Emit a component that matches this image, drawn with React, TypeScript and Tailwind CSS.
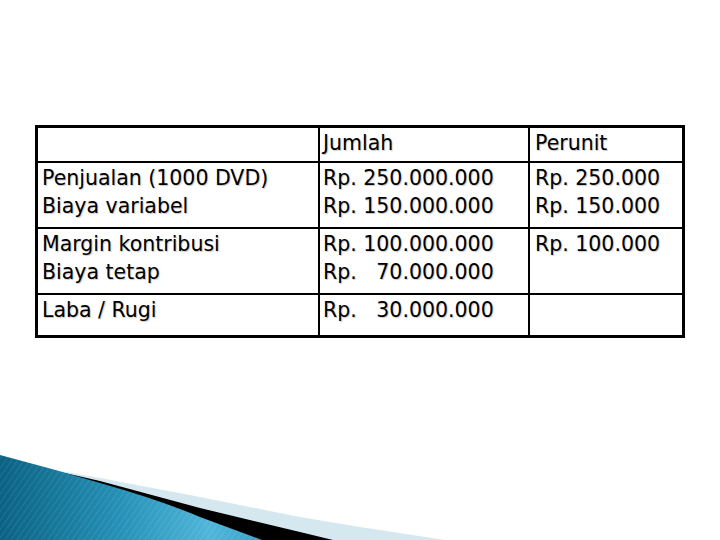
const rows = [
  { label: ["Penjualan (1000 DVD)", "Biaya variabel"], total: ["Rp. 250.000.000", "Rp. 150.000.000"], unit: ["Rp. 250.000", "Rp. 150.000"], h: "h-[66px]" },
  { label: ["Margin kontribusi", "Biaya tetap"], total: ["Rp. 100.000.000", "Rp.   70.000.000"], unit: ["Rp. 100.000"], h: "h-[66px]" },
  { label: ["Laba / Rugi"], total: ["Rp.   30.000.000"], unit: [], h: "h-[40px]" },
];

const cellText = "whitespace-pre text-[20.5px] leading-[28px] text-black [text-shadow:1px_1px_1px_rgba(0,0,0,0.22)]";

function Swoosh() {
  return (
    <svg className="absolute bottom-0 left-0" width="450" height="90" viewBox="0 0 450 90">
      <defs>
        <linearGradient id="blue" x1="0" y1="0" x2="1" y2="0">
          <stop offset="0" stopColor="#0a6283" />
          <stop offset="0.45" stopColor="#2590b6" />
          <stop offset="0.8" stopColor="#4fb6da" />
          <stop offset="1" stopColor="#3aa3c8" />
        </linearGradient>
        <pattern id="stripes" width="5" height="5" patternUnits="userSpaceOnUse" patternTransform="rotate(35)">
          <line x1="0" y1="0" x2="0" y2="5" stroke="#ffffff" strokeOpacity="0.12" strokeWidth="1.5" />
        </pattern>
      </defs>
      <path d="M55 20 L100 28 L200 47 L300 67 L360 77 L445 90 L0 90 Z" fill="#d6e8ef" />
      <path d="M33 16 Q70 24 100 31 L200 58 L300 82 L333 90 L0 90 Z" fill="#000000" />
      <path d="M0 5 Q50 18 100 33 Q160 50 200 67 Q235 80 262 90 L0 90 Z" fill="url(#blue)" />
      <path d="M0 5 Q50 18 100 33 Q160 50 200 67 Q235 80 262 90 L0 90 Z" fill="url(#stripes)" />
    </svg>
  );
}

export default function App() {
  return (
    <div className="relative h-[540px] w-[720px] overflow-hidden bg-white font-['DejaVu_Sans',Verdana,sans-serif]">
      <div className="pl-[35px] pt-[125px]">
        <div className="w-[650px] border-[3px] border-black">
          <div className="flex h-[35px] border-b-2 border-black">
            <div className="w-[282px] border-r-2 border-black" />
            <div className="w-[210px] border-r-2 border-black pl-[3px] pt-px">
              <p className={cellText}>Jumlah</p>
            </div>
            <div className="flex-1 pl-[5px] pt-px">
              <p className={cellText}>Perunit</p>
            </div>
          </div>
          {rows.map((row, i) => (
            <div key={i} className={`flex ${row.h} ${i < rows.length - 1 ? "border-b-2 border-black" : ""}`}>
              <div className="w-[282px] border-r-2 border-black pl-[4px] pt-px">
                {row.label.map((t) => (
                  <p key={t} className={cellText}>{t}</p>
                ))}
              </div>
              <div className="w-[210px] border-r-2 border-black pl-[3px] pt-px">
                {row.total.map((t) => (
                  <p key={t} className={cellText}>{t}</p>
                ))}
              </div>
              <div className="flex-1 pl-[5px] pt-px">
                {row.unit.map((t) => (
                  <p key={t} className={cellText}>{t}</p>
                ))}
              </div>
            </div>
          ))}
        </div>
      </div>
      <Swoosh />
    </div>
  );
}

————

*What is needed*. Omit every picture, then reproduce the rest of the listing exactly.

*Solution*.
Emit a component that matches this image, drawn with React, TypeScript and Tailwind CSS.
const rows = [
  { label: ["Penjualan (1000 DVD)", "Biaya variabel"], total: ["Rp. 250.000.000", "Rp. 150.000.000"], unit: ["Rp. 250.000", "Rp. 150.000"], h: "h-[66px]" },
  { label: ["Margin kontribusi", "Biaya tetap"], total: ["Rp. 100.000.000", "Rp.   70.000.000"], unit: ["Rp. 100.000"], h: "h-[66px]" },
  { label: ["Laba / Rugi"], total: ["Rp.   30.000.000"], unit: [], h: "h-[40px]" },
];

const cellText = "whitespace-pre text-[20.5px] leading-[28px] text-black [text-shadow:1px_1px_1px_rgba(0,0,0,0.22)]";

function Swoosh() {
  return (
    <svg className="absolute bottom-0 left-0" width="450" height="90" viewBox="0 0 450 90">
      <defs>
        <linearGradient id="blue" x1="0" y1="0" x2="1" y2="0">
          <stop offset="0" stopColor="#0a6283" />
          <stop offset="0.45" stopColor="#2590b6" />
          <stop offset="0.8" stopColor="#4fb6da" />
          <stop offset="1" stopColor="#3aa3c8" />
        </linearGradient>
        <pattern id="stripes" width="5" height="5" patternUnits="userSpaceOnUse" patternTransform="rotate(35)">
          <line x1="0" y1="0" x2="0" y2="5" stroke="#ffffff" strokeOpacity="0.12" strokeWidth="1.5" />
        </pattern>
      </defs>
      <path d="M55 20 L100 28 L200 47 L300 67 L360 77 L445 90 L0 90 Z" fill="#d6e8ef" />
      <path d="M33 16 Q70 24 100 31 L200 58 L300 82 L333 90 L0 90 Z" fill="#000000" />
      <path d="M0 5 Q50 18 100 33 Q160 50 200 67 Q235 80 262 90 L0 90 Z" fill="url(#blue)" />
      <path d="M0 5 Q50 18 100 33 Q160 50 200 67 Q235 80 262 90 L0 90 Z" fill="url(#stripes)" />
    </svg>
  );
}

export default function App() {
  return (
    <div className="relative h-[540px] w-[720px] overflow-hidden bg-white font-['DejaVu_Sans',Verdana,sans-serif]">
      <div className="pl-[35px] pt-[125px]">
        <div className="w-[650px] border-[3px] border-black">
          <div className="flex h-[35px] border-b-2 border-black">
            <div className="w-[282px] border-r-2 border-black" />
            <div className="w-[210px] border-r-2 border-black pl-[3px] pt-px">
              <p className={cellText}>Jumlah</p>
            </div>
            <div className="flex-1 pl-[5px] pt-px">
              <p className={cellText}>Perunit</p>
            </div>
          </div>
          {rows.map((row, i) => (
            <div key={i} className={`flex ${row.h} ${i < rows.length - 1 ? "border-b-2 border-black" : ""}`}>
              <div className="w-[282px] border-r-2 border-black pl-[4px] pt-px">
                {row.label.map((t) => (
                  <p key={t} className={cellText}>{t}</p>
                ))}
              </div>
              <div className="w-[210px] border-r-2 border-black pl-[3px] pt-px">
                {row.total.map((t) => (
                  <p key={t} className={cellText}>{t}</p>
                ))}
              </div>
              <div className="flex-1 pl-[5px] pt-px">
                {row.unit.map((t) => (
                  <p key={t} className={cellText}>{t}</p>
                ))}
              </div>
            </div>
          ))}
        </div>
      </div>
      <Swoosh />
    </div>
  );
}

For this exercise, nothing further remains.